On this Earth, however, Cara has survived. Identified as an outlier and therefore a perfect candidate for multiverse travel, Cara is plucked from the dirt of the wastelands. Now she has a nice apartment on the lower levels of the wealthy and walled-off Wiley City. She works—and shamelessly flirts—with her enticing yet aloof handler, Dell, as the two women collect off-world data for the Eldridge Institute. She even occasionally leaves the city to visit her family in the wastes, though she struggles to feel at home in either place. So long as she can keep her head down and avoid trouble, Cara is on a sure path to citizenship and security.

But trouble finds Cara when one of her eight remaining doppelgängers dies under mysterious circumstances, plunging her into a new world with an old secret. What she discovers will connect her past and her future in ways she could have never imagined—and reveal her own role in a plot that endangers not just her world, but the entire multiverse.

My thoughts

I’m so sad that I didn’t love this book. It’s a parallel world sci-fi, which absolutely should have been my jam; but despite the cool concept and world, there were too many things that annoyed me and completely ruined the enjoyment.

First of all, the prose is not great. It’s quite dry and unfeeling, leaving me incredibly detached from the story. (The MC’s apathetic tone did not help with that fact, but I’ll get to that in a moment.) There was a lot of telling instead of showing, and a lot of things about the world weren’t explained. And, the worst offender: This book broke its own rules. I think this is probably my pet peeve in fiction, even higher than instalove and love triangles. There’s nothing that pisses me off more in a fictional world than to have the book say “this can’t happen” and then…it happens.

In the beginning, it’s stated that two of the same person CANNOT exist in one world. If a person were to travel to another Earth (there were 380 of them) where their doppleganger is alive, they immediately die a horrible, painful death of basically being ripped apart because the universe can’t handle the paradox and seeks to correct that wrong. (Or rather, their time travel goddess rips them apart in her fury…??? …that was a really odd addition that was only glossed over, and completely unnecessary in my opinion, but whatever.) Two of the same person not being able to exist in the same world makes sense.

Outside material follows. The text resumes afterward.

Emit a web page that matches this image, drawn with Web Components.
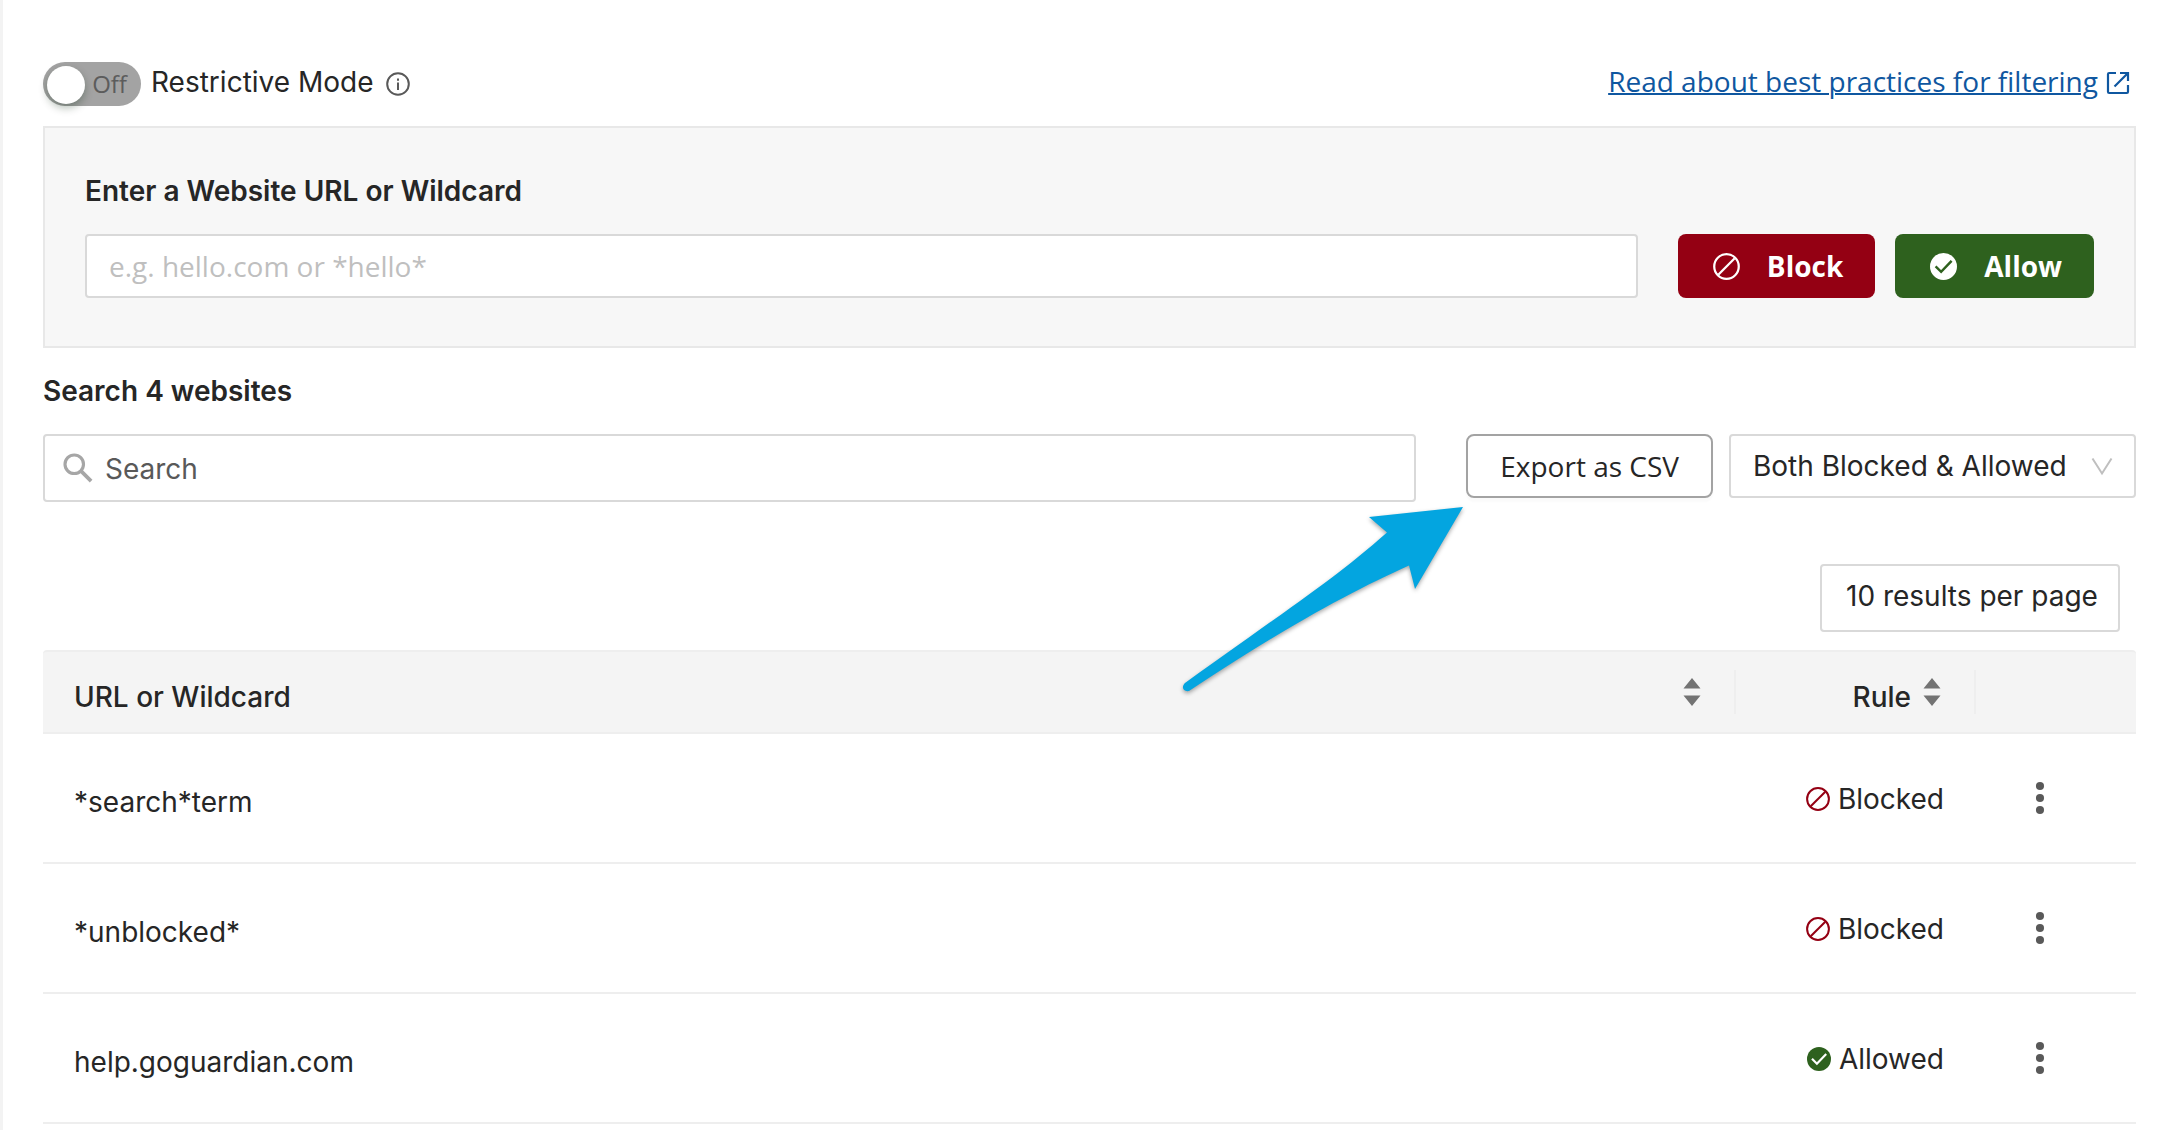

Yet, somehow Cara ends up on a world where she is still alive and starts dying and…nothing. She calls for help and goes to some magical healing pod and then everything is fine, because of course it is. And she’s magically the exception, because of course she is. Listen, if she had immediately noped out of that world and been fine, okay yeah that works. But she stayed on the world with another her and didn’t die, and that made me irrationally pissed. YOU SAID THAT WAS NOT POSSIBLE. But now it is, because the plot calls for it. And to add fuel to my fire of outrage, they then go to state (like the book is backpedaling over its own rule breaking and wants to explain away the fuck up) that it’s only “rare,” not impossible, for two of the same person to exist in the same universe without being torn apart. What the fuck? This made me so ragey that I probably would have thrown the book if I hadn’t been listening to the audio.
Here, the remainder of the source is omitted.